Component	Requirement	Notes
GPU	NVIDIA H100 (recommended)	Minimum 80GB VRAM
Storage	200GB+ SSD	For model and evaluation data
RAM	32GB+	For efficient processing
Network	High bandwidth	For state synchronization
Software	PyTorch, Bittensor	With CUDA support

Additionally, validators require Cloudflare R2 bucket configuration for gradient exchange and checkpoint management.

Sources: docs/validator.md:306-313

Configuration and Setup

Validators are configured via command-line arguments and environment variables:

# Key configuration options
parser.add_argument("--netuid", type=int, default=268, help="Bittensor network UID.")
parser.add_argument("--device", type=str, default="cuda", help="Device for training")
parser.add_argument("--store-gathers", action="store_true", help="Store gathered gradients")
parser.add_argument("--test", action="store_true", help="Test mode - use all peers")
parser.add_argument("--local", action="store_true", help="Local run with toy model")

Environment variables control R2 storage credentials, network configuration, and monitoring settings.

The Validator can also be deployed using Docker Compose for easier management.

Sources: neurons/validator.py:86-124 , docs/validator.md:116-150

Related Systems

The validator integrates with several other Templar systems:

1. Miners: The nodes that validators evaluate (Miners)
2. Aggregation Server: Provides synchronized model state (Aggregation Server)
3. Bittensor Network: Blockchain for weight setting (Chain Integration)
4. R2 Storage: Communication medium for gradient exchange (R2 Storage)
5. Monitoring: Performance tracking via WandB and InfluxDB (Monitoring and Telemetry)

Conclusion

Validators are a cornerstone of the Templar framework, providing the critical evaluation mechanism that drives the incentive system.
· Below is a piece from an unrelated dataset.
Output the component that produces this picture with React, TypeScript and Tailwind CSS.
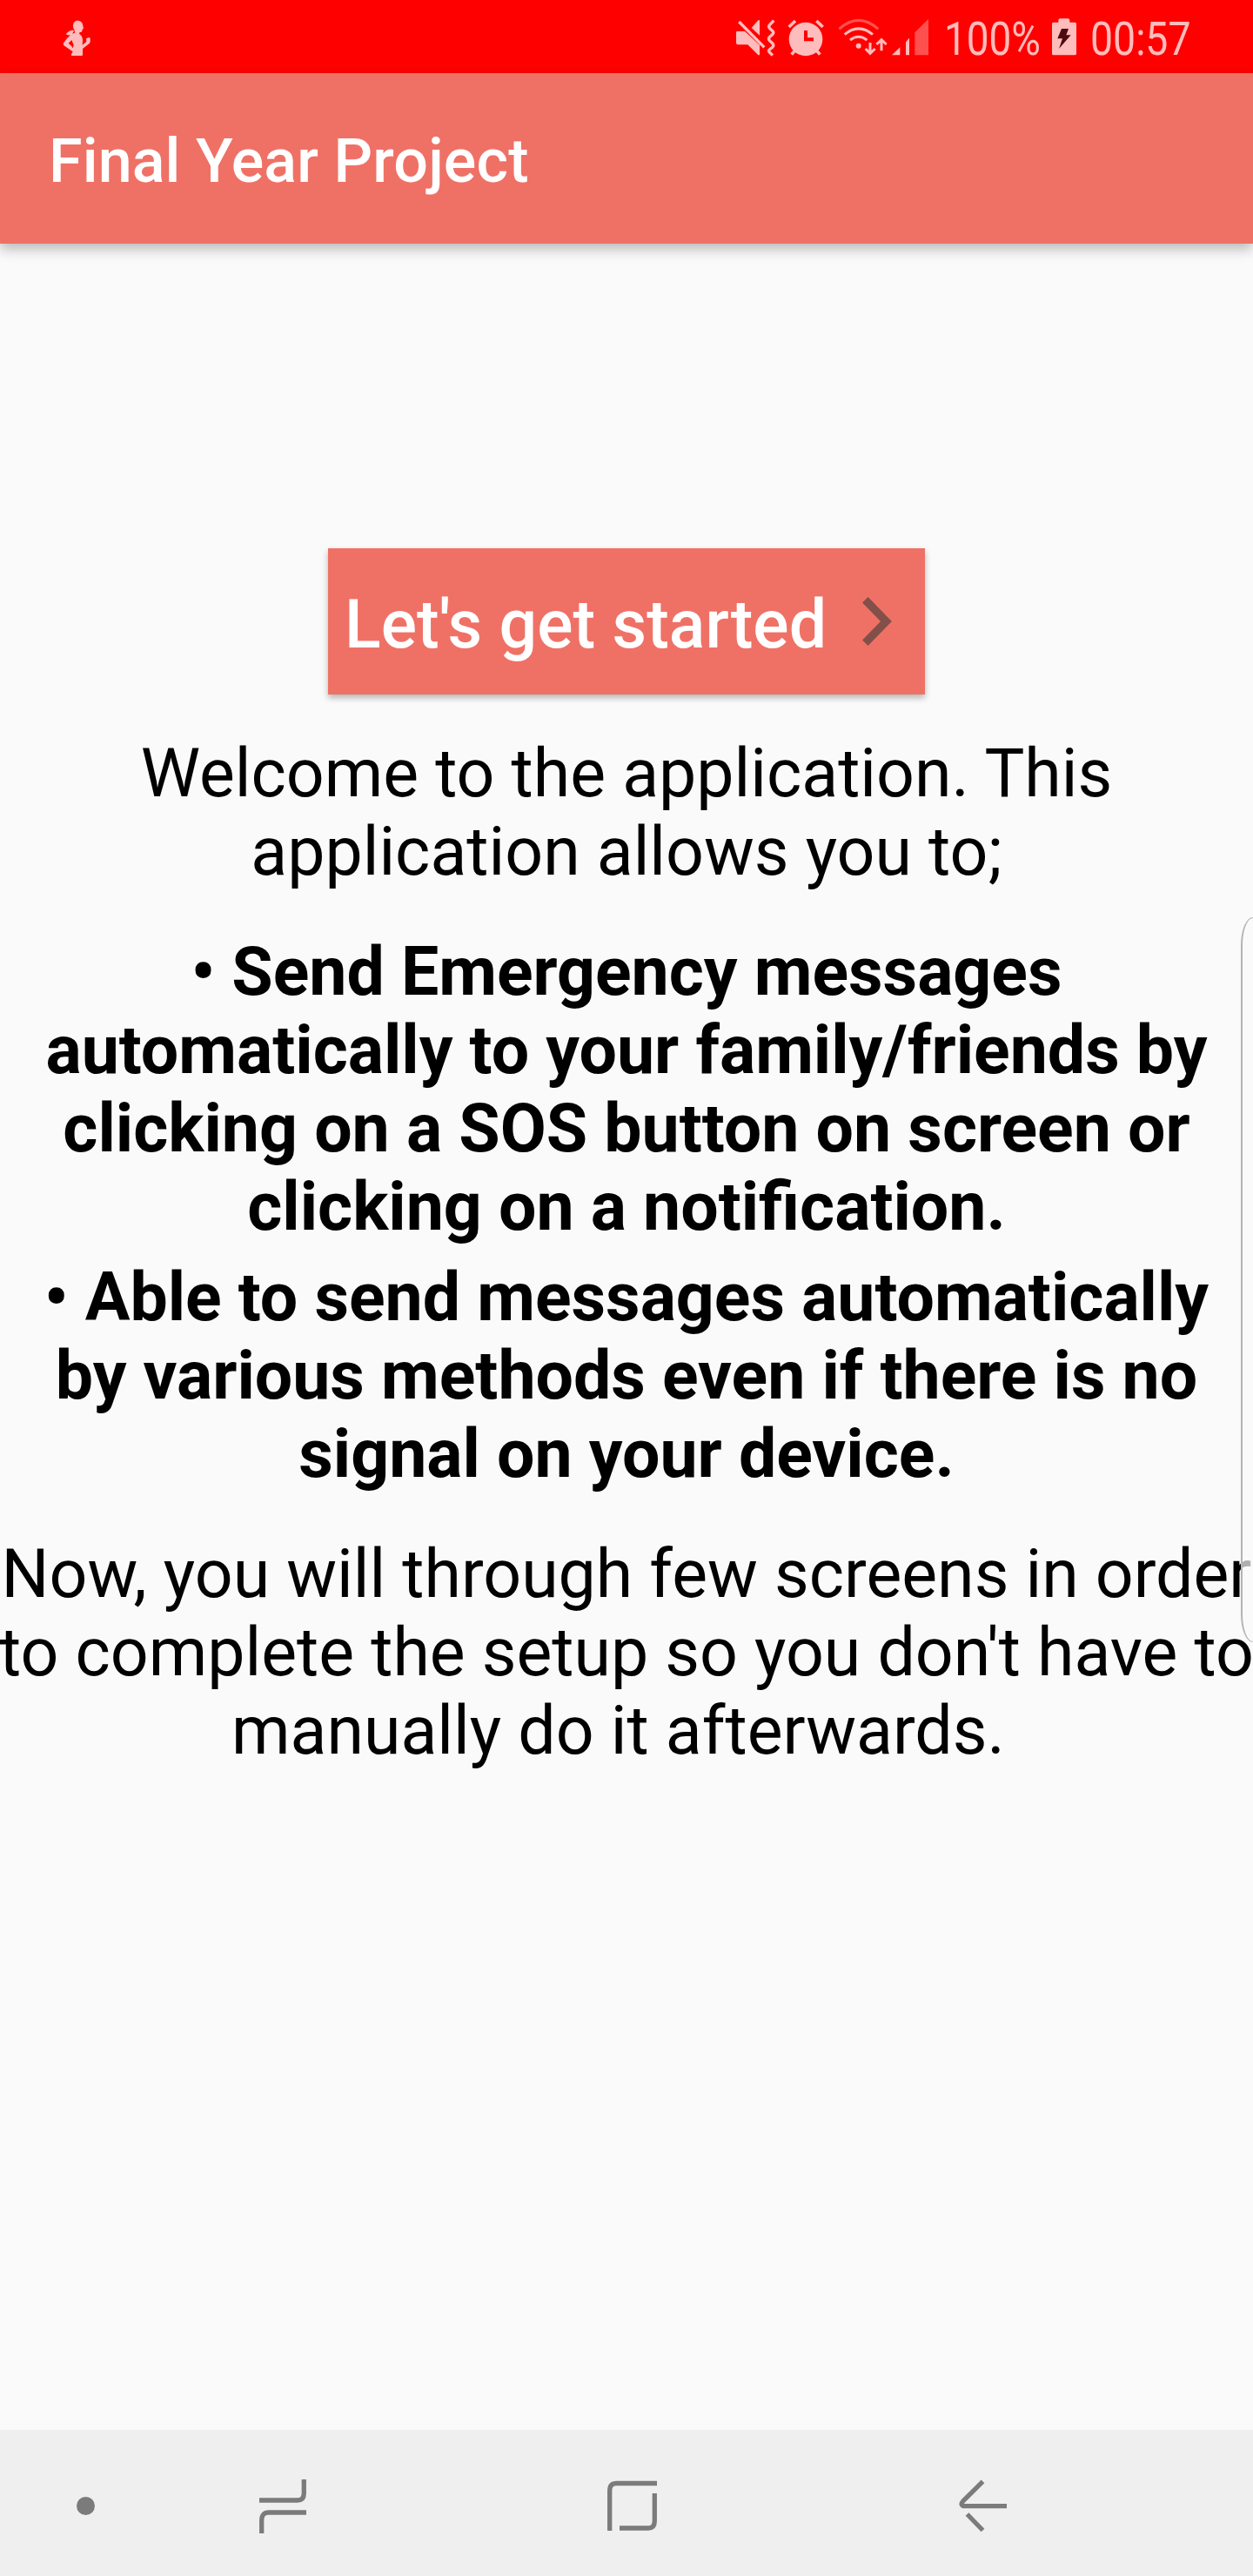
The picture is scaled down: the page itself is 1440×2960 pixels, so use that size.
import React from "react";

const PALE = "#ffbcbc";
const NAV = "#7b7b7b";

function RunnerIcon() {
  return (
    <svg className="ml-[71px] mt-[22px] h-[44px] w-[36px] shrink-0" viewBox="63 66 108 132" fill={PALE}>
      <path d="M117 71C129 71 136 79 136 89L138 98L134 101C134 108 131 111 125 111L123 116C131 121 135 129 135 139L134 155L148 144L147 133L156 129L161 131V145L157 151L135 168V187L134 192H96V187L101 178L70 157L68 149L82 131L97 117L108 113L107 105C104 100 102 96 102 90C102 78 108 71 117 71ZM97 138L86 149L96 158L101 166L104 155Z" fillRule="evenodd" />
      <path d="M105 105C97 102 88 105 77 118C88 124 96 123 101 114Z" />
    </svg>
  );
}

function MuteIcon() {
  return (
    <svg className="ml-[738px] mt-[20px] h-[46px] w-[48px] shrink-0" viewBox="45 60 144 138" fill={PALE}>
      <path d="M50 108H78L129 155V190H124L88 154H54Q48 154 48 148V114Q48 108 50 108Z" />
      <path d="M101 96L124 70H129V122Z" />
      <path d="M62 70L151 153" stroke="#f00" strokeWidth="8" />
      <path d="M58 75L145 163" stroke={PALE} strokeWidth="10" />
      <path d="M178 71L164 85Q158 91 164 98L174 107Q179 112 174 118L163 128Q158 134 163 140L174 150Q179 156 174 162L163 171Q158 176 163 180L174 191" fill="none" stroke={PALE} strokeWidth="10" />
    </svg>
  );
}

function AlarmIcon() {
  return (
    <svg className="ml-[12px] mt-[20px] h-[46px] w-[44px] shrink-0" viewBox="225 60 132 138" fill={PALE}>
      <circle cx="288" cy="135" r="58" />
      <path d="M230 93L252 72M347 93L325 72M239 188L252 173M337 188L324 173" stroke={PALE} strokeWidth="11" />
      <path d="M288 105V136H315" fill="none" stroke="#f00" strokeWidth="12" />
    </svg>
  );
}

function WifiIcon() {
  return (
    <svg className="ml-[13px] mt-[20px] h-[46px] w-[58px] shrink-0" viewBox="396 60 174 138" fill="none" stroke={PALE}>
      <path d="M403 100Q470 40 538 100" stroke="#ff4f4f" strokeWidth="9" />
      <path d="M422 119Q470 78 519 119" strokeWidth="9" />
      <path d="M441 138Q470 116 499 138" strokeWidth="9" />
      <circle cx="470" cy="158" r="9" fill={PALE} stroke="none" />
      <path d="M510 147V184M494 168L510 184L527 168M549 175V138M532 153L549 137L566 153" strokeWidth="9" />
    </svg>
  );
}

function SignalIcon() {
  return (
    <svg className="ml-[4px] mt-[20px] h-[46px] w-[44px] shrink-0" viewBox="585 60 132 138" fill={PALE}>
      <path d="M588 190L616 163V190Z" />
      <path d="M636 145L648 131V190H636Z" />
      <path d="M667 112L714 65V190H667Z" fill="#ff5050" />
    </svg>
  );
}

function BatteryIcon() {
  return (
    <svg className="mt-[20px] h-[46px] w-[28px] shrink-0" viewBox="393 60 84 138" fill={PALE}>
      <path d="M398 77H415V70Q415 64 421 64H448Q454 64 454 70V77H472Q477 77 477 82V185Q477 190 472 190H398Q393 190 393 185V82Q393 77 398 77Z" />
      <path d="M426 99H450L442 121H458L417 168L429 133H412Z" fill="#4d0b10" />
    </svg>
  );
}

function StatusBar() {
  return (
    <div className="flex h-[84px] shrink-0 items-start bg-[#ff0000] text-[53px] leading-[62px] text-[#ffbcbc]">
      <RunnerIcon />
      <MuteIcon />
      <AlarmIcon />
      <WifiIcon />
      <SignalIcon />
      <span className="ml-[17px] mt-[14px] w-[124px] shrink-0 origin-left scale-x-[0.865] whitespace-nowrap">100%</span>
      <BatteryIcon />
      <span className="ml-[16px] mt-[14px] origin-left scale-x-[0.875] whitespace-nowrap">00:57</span>
    </div>
  );
}

function NavBar() {
  return (
    <nav className="flex h-[168px] shrink-0 items-start bg-[#efefef]">
      <div className="ml-[88px] mt-[77px] size-[21px] rounded-full bg-[#7b7b7b]" />
      <svg className="ml-[189px] mt-[57px] h-[62px] w-[54px]" viewBox="0 0 54 62" fill="none" stroke={NAV} strokeWidth="5.3">
        <path d="M0 24H44Q51.3 24 51.3 16V0M54 38H11Q2.7 38 2.7 47V62" />
      </svg>
      <svg className="ml-[346px] mt-[58px] h-[58px] w-[57px]" viewBox="0 0 57 58" fill="none" stroke={NAV} strokeWidth="5.3">
        <path d="M2.7 58V12Q2.7 3.5 11 3.5H57M54.3 15V47Q54.3 55 47 55H14" />
      </svg>
      <svg className="ml-[346px] mt-[55px] h-[64px] w-[58px]" viewBox="1101 2847 58 64" fill="none" stroke={NAV} strokeWidth="5.3">
        <path d="M1129.500 2851.300L1106.600 2874.200Q1104 2877 1106 2879Q1107 2879.700 1109 2879.700H1157M1111.500 2889L1129.500 2907.500" />
      </svg>
    </nav>
  );
}

export default function App() {
  return (
    <div className="relative flex h-[2960px] w-[1440px] flex-col overflow-hidden bg-[#fafafa] font-['Roboto',sans-serif] text-black">
      <StatusBar />
      <header className="z-10 flex h-[196px] shrink-0 items-center bg-[#ef7166] pl-[56px] pt-[6px] shadow-[0_6px_14px_rgba(0,0,0,0.27)]">
        <h1 className="text-[70px] font-medium leading-[82px] tracking-[0.12px] text-white">Final Year Project</h1>
      </header>
      <main className="flex flex-1 flex-col items-center pt-[350px] text-center text-[77px] leading-[90px]">
        <button className="flex h-[168px] w-[686px] items-center bg-[#ef7166] pl-[19px] text-left font-medium text-white shadow-[0_4px_7px_rgba(0,0,0,0.28)]">
          <span className="mt-[8px] w-[595px] whitespace-nowrap tracking-[0.08px]">Let's get started</span>
          <svg className="h-[56px] w-[34px]" viewBox="0 0 34 56" fill="none" stroke="#824f49" strokeWidth="9.200">
            <path d="M3.300 3.300L27.500 28L3.300 52.700" />
          </svg>
        </button>
        <p className="mt-[46px] whitespace-nowrap">
          Welcome to the application. This
          <br />
          application allows you to;
        </p>
        <p className="mt-[48px] whitespace-nowrap font-bold">
          • Send Emergency messages
          <br />
          automatically to your family/friends by
          <br />
          clicking on a SOS button on screen or
          <br />
          clicking on a notification.
        </p>
        <p className="mt-[14px] whitespace-nowrap font-bold">
          • Able to send messages automatically
          <br />
          by various methods even if there is no
          <br />
          signal on your device.
        </p>
        <p className="mt-[48px] whitespace-nowrap">
          Now, you will through few screens in order
          <br />
          to complete the setup so you don't have to
          <br />
          manually do it afterwards.{"\u00a0"}
        </p>
      </main>
      <div className="absolute right-0 top-[1054px] h-[833px] w-[14px] rounded-l-[14px_32px] border-y border-l-2 border-[#b4b4b4] bg-[#fafafa]/70" />
      <NavBar />
    </div>
  );
}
By accurately assessing miner contributions, validators ensure that high-quality gradients are rewarded, maintaining the integrity and performance of the collectively trained model.

The validator’s sophisticated scoring and rating systems, combined with efficient communication and checkpoint management, create a robust framework for decentralized model training that aligns individual incentives with collective performance goals.